De cette manière, la vie contemplative ne risque pas de se réduire à une inertie spirituelle, qui détourne des tâches de la vie quotidienne. Un prêtre qui ne connaissait pas ce type de mystiques les appelait «les moniales somnolentes», qui vivent en dormant. Mais la vie contemplative continue de fournir la lumière intérieure nécessaire au discernement. Et de quelle lumière avez-vous besoin pour revoir les Constitutions, en abordant les nombreux problèmes concrets des monastères et de la vie communautaire? La lumière, c'est l'espérance dans l'Evangile. Mais toujours enraciné dans les pères fondateurs, dans la mère fondatrice et dans saint Jean.

L'espérance de l'Evangile est différente des illusions fondées sur les calculs humains. Cela signifie s'abandonner à Dieu, apprendre à lire les signes qu'il nous donne pour discerner l'avenir, savoir faire quelques choix audacieux et risqués même si, sur le moment, la destination vers laquelle il nous conduira reste inconnue. Cela signifie ne pas nous fier seulement aux stratégies humaines, aux stratégies défensives quand il s'agit de réfléchir à un monastère à sauver ou à quitter, aux formes de la vie communautaire, aux vocations. Les stratégies défensives sont le fruit d'un retour nostalgique au passé; cela ne fonctionne pas, la nostalgie ne fonctionne pas, l'espérance évangélique va dans une autre direction: elle nous donne la joie de l'histoire vécue jusqu'à aujourd'hui mais nous rend capables de regarder vers l'avant, avec les racines que nous avons reçues. C'est ce qu'on appelle conserver le charisme, la volonté d'aller de l'avant, et c'est ce qui fonctionne vraiment.

Allez de l'avant. C'est ce que je vous souhaite. Allez de l'avant avec l'espérance évangélique et les pieds nus, c'est-à-dire avec la liberté de l'abandon en Dieu. Regardez vers l'avenir avec les racines dans le passé.

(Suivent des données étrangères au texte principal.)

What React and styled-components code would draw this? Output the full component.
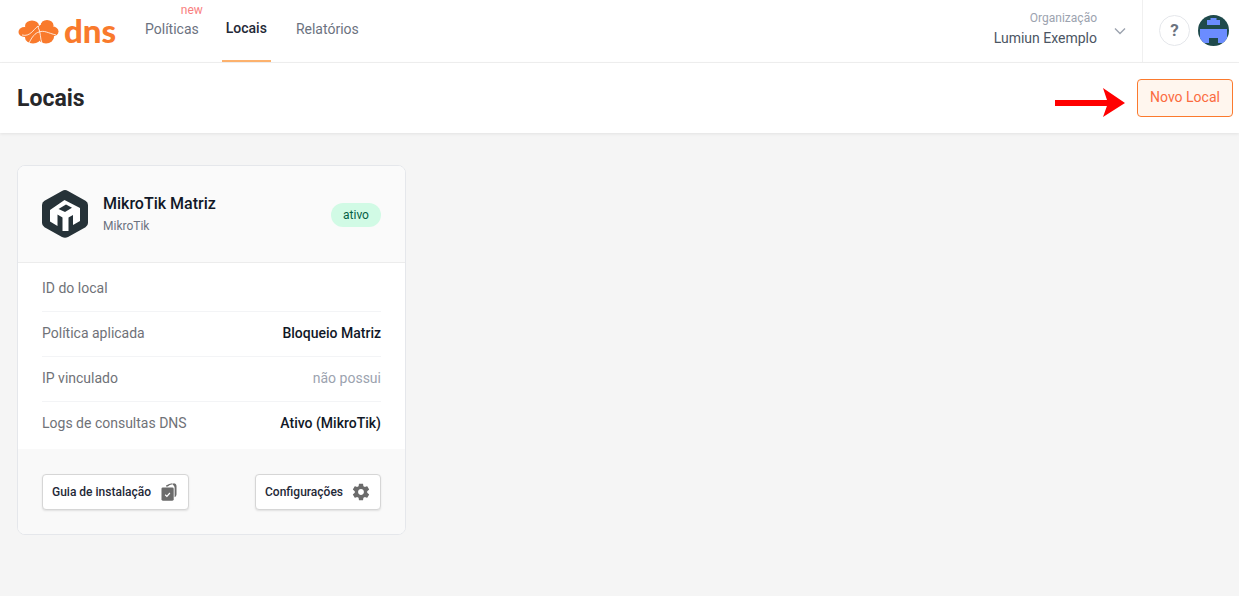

Et que cette immersion totale dans la présence du Seigneur vous donne toujours aussi la joie de la fraternité et de l'amour mutuel. Que la Vierge Marie vous accompagne. Je vous bénis toutes de tout cœur, je bénis votre travail en ces jours, je bénis vos communautés, je bénis les moniales du monastère. Et je vous demande de continuer à prier pour moi. Pour, pas contre! Merci.